Vamos dar sempre ao mesmo ponto: a transição climática tem de ser solidária e justa. “Muitas pessoas têm raiva em relação à forma como Emmanuel Macron governou estes sete anos. Por isso estamos nesta situação de retrocesso”, sugeriu Gaïa Febvre.
“Entendo. Não se trata apenas de uma questão climática. Trata-se de justiça climática, mas também de justiça social. As pessoas estão à procura de algo diferente, e sentem-se atraídas pela narrativa da extrema-direita”, diz.
Medos
O que a União Nacional traz é certamente algo de diferente.
Abandono do Pacto Ecológico Europeu, da Estratégia do Prado ao Prato (para uma produção alimentar mais sustentável) são outras ideias que fazem parte do programa do que pode ser o próximo partido de governo em França. São coisas que assustam os ecologistas franceses. “O meu medo é que não consigamos manter-nos no Acordo de Paris. São contra o progresso que já fizemos”, adiantou Gaïa Febvre.
França é um dos países centrais da União Europeia. Embora a política exterior e de defesa seja definida pelo Presidente da República, um Governo de extrema-direita em Paris – e em Itália, em coligação nos Países Baixos, e no poder ou perto dele noutros países – pode influenciar o caminho europeu. “França é um actor importante no palco europeu, claro que terá consequências. Mas temos de trabalhar para salvar o Pacto Ecológico”, salientou a ambientalista.

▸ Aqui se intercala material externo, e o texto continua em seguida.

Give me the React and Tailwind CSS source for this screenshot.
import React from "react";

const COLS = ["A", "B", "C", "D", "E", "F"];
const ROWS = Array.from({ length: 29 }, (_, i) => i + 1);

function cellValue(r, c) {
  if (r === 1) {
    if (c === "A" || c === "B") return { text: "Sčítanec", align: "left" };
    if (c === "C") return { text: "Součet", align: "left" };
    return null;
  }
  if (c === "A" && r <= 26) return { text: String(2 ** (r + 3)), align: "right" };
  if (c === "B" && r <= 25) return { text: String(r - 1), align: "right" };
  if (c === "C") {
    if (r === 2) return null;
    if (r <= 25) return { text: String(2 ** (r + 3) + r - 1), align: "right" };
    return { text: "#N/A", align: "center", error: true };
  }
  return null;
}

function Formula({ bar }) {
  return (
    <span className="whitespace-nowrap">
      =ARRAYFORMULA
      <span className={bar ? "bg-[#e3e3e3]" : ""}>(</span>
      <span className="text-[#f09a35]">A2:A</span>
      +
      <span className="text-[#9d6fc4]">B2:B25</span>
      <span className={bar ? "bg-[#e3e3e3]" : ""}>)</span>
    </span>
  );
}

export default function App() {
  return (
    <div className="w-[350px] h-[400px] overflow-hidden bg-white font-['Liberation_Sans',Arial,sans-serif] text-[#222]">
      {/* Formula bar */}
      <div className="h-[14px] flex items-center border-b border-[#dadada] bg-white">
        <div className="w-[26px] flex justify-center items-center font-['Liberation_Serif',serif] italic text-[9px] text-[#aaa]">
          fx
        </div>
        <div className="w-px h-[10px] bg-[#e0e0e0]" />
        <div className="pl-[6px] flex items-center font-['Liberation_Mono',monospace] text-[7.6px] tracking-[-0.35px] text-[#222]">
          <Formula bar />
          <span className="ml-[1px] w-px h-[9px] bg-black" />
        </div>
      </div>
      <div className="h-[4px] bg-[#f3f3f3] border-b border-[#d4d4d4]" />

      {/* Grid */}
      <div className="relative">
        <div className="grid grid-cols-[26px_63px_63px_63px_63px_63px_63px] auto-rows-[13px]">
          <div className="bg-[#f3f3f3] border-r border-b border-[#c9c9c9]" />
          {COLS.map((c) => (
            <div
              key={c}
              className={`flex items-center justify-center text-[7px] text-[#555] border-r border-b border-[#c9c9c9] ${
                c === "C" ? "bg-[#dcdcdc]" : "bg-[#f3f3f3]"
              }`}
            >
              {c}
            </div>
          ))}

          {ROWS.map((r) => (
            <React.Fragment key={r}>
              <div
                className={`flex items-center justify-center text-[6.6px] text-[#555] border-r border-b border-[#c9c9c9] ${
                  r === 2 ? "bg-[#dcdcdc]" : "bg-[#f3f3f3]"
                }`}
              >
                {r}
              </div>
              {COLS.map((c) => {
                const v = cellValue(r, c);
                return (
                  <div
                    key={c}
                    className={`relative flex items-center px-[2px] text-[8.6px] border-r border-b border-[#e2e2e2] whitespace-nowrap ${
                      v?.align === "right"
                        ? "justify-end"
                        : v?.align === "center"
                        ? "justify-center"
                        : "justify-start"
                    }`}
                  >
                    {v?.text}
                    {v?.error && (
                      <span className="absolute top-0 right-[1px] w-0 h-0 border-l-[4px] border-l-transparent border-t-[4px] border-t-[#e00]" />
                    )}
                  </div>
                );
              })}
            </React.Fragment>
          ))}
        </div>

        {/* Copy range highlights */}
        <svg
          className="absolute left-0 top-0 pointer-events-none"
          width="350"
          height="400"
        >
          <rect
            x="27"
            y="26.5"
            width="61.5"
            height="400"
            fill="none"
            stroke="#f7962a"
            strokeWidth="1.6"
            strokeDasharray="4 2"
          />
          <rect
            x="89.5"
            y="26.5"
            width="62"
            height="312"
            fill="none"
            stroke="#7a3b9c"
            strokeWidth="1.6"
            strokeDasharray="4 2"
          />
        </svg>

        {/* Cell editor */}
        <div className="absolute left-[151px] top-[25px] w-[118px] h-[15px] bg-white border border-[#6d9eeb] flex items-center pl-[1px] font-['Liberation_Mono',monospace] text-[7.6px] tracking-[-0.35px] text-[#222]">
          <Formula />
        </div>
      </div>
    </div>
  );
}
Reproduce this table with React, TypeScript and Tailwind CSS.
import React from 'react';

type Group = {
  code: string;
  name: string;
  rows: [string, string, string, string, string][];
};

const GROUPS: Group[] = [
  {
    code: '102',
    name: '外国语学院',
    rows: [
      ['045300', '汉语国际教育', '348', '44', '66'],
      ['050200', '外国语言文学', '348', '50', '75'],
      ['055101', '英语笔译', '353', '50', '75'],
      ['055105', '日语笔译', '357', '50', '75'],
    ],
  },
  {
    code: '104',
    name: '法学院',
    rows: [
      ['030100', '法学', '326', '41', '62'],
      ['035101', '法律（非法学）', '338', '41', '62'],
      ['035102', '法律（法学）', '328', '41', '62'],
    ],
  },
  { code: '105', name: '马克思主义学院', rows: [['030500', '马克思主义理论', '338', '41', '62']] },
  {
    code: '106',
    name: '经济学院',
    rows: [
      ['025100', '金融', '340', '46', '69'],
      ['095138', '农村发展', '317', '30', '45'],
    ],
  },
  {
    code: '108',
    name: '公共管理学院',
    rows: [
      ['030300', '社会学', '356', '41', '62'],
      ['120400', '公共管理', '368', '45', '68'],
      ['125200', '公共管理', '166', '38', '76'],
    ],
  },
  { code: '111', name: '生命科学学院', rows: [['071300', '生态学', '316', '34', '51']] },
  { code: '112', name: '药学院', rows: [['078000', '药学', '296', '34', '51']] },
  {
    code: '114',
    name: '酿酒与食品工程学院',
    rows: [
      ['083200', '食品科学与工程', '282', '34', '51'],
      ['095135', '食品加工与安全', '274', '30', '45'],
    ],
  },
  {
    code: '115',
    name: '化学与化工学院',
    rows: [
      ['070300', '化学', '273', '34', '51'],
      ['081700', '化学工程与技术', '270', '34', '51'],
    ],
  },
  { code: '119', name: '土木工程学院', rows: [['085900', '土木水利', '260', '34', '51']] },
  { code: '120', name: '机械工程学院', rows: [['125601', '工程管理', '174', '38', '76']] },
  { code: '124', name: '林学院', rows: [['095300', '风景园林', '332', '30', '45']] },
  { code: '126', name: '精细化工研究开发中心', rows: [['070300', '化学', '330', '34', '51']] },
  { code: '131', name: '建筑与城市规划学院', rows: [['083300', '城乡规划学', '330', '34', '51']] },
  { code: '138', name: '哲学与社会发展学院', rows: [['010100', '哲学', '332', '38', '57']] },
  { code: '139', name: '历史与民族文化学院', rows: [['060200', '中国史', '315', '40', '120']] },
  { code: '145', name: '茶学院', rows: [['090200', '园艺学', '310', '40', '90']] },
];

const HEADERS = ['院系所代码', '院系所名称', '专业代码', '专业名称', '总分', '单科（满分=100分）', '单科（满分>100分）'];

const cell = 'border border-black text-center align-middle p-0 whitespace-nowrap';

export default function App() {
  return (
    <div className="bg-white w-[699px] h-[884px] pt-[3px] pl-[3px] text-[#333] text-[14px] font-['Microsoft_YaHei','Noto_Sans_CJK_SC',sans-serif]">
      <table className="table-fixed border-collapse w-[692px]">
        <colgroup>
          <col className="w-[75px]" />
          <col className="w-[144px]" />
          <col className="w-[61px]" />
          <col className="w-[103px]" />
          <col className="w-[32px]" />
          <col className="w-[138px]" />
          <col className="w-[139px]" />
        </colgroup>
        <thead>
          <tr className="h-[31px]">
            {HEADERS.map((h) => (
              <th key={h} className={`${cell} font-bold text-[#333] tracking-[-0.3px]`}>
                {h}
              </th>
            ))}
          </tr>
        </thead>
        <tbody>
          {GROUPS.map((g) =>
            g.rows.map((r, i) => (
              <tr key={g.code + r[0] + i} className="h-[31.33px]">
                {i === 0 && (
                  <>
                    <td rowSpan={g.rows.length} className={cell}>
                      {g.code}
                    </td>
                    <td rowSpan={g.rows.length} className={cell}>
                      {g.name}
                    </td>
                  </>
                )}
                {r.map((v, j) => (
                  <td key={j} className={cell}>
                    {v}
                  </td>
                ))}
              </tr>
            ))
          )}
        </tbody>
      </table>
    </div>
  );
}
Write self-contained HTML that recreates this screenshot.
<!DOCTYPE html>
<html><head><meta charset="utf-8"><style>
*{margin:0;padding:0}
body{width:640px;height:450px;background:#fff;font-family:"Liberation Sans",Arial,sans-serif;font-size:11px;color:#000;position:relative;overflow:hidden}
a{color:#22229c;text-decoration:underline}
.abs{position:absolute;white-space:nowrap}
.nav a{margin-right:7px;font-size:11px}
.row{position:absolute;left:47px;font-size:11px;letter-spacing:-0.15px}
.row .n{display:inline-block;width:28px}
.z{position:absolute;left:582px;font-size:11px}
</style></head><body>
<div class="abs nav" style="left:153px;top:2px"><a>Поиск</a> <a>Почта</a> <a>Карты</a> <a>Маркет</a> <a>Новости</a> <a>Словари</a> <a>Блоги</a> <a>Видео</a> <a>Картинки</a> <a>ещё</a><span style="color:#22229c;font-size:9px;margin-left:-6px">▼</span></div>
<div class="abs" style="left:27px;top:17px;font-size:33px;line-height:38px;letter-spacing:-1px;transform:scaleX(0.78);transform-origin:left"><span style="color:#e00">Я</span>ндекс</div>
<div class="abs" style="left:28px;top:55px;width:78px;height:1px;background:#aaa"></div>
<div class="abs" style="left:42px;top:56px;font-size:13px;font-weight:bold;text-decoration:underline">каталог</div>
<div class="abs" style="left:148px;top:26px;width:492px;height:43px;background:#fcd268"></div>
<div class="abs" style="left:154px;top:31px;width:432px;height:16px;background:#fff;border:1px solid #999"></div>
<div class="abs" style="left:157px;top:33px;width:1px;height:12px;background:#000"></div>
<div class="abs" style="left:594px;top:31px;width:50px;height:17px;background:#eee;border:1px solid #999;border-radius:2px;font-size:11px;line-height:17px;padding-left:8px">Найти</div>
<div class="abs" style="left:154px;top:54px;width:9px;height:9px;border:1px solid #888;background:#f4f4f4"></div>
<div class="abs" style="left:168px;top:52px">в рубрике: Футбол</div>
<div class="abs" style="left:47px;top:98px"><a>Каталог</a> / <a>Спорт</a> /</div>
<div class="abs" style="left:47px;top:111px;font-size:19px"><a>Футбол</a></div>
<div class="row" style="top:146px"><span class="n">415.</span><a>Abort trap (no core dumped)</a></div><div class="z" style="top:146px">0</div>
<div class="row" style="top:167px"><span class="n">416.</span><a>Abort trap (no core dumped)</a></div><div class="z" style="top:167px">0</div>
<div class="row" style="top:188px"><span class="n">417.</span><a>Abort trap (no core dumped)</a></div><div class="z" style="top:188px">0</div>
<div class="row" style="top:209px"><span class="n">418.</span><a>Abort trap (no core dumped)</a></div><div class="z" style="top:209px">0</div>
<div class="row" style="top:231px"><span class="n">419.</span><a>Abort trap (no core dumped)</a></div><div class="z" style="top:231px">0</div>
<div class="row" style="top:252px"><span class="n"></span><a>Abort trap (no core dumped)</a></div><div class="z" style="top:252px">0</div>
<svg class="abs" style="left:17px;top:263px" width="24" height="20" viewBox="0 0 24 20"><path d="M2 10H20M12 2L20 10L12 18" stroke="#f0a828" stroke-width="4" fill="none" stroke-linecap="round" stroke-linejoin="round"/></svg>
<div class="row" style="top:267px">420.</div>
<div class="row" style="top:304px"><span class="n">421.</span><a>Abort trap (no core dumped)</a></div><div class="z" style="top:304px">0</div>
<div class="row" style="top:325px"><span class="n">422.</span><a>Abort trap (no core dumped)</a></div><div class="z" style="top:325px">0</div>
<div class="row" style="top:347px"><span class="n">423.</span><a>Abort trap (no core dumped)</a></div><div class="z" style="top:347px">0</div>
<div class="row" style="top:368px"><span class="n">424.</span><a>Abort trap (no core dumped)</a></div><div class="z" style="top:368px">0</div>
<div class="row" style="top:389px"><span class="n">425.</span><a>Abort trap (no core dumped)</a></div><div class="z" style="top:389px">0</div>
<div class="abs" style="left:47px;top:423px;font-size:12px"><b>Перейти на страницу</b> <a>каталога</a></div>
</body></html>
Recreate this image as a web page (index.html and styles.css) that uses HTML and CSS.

Se houver um Governo de extrema-direita, a luta pode ser também pela sobrevivência das organizações ambientalistas. Pelo acesso aos media, cada vez mais concentrados em grupos ligados à extrema-direita, e que matraqueiam mensagens anti-imigração, alimentando receios.
Muitas organizações recebem apoios estatais. “É a liberdade de expressão que está em causa. Se se criticar o Governo, que consequências teremos? O que acontecerá com um Governo de extrema-direita?”, interroga Gaïa Febvre.
A agressividade com que o Governo Macron tem encarado o activismo ambiental, criminalizando-o, cria antecedentes. “Michelle Forst, que é o relator especial para a defesa do ambiente da ONU, divulgou um relatório este ano, em que considerou que França tem a pior violência policial da União Europeia contra os activistas ambientais”, recordou.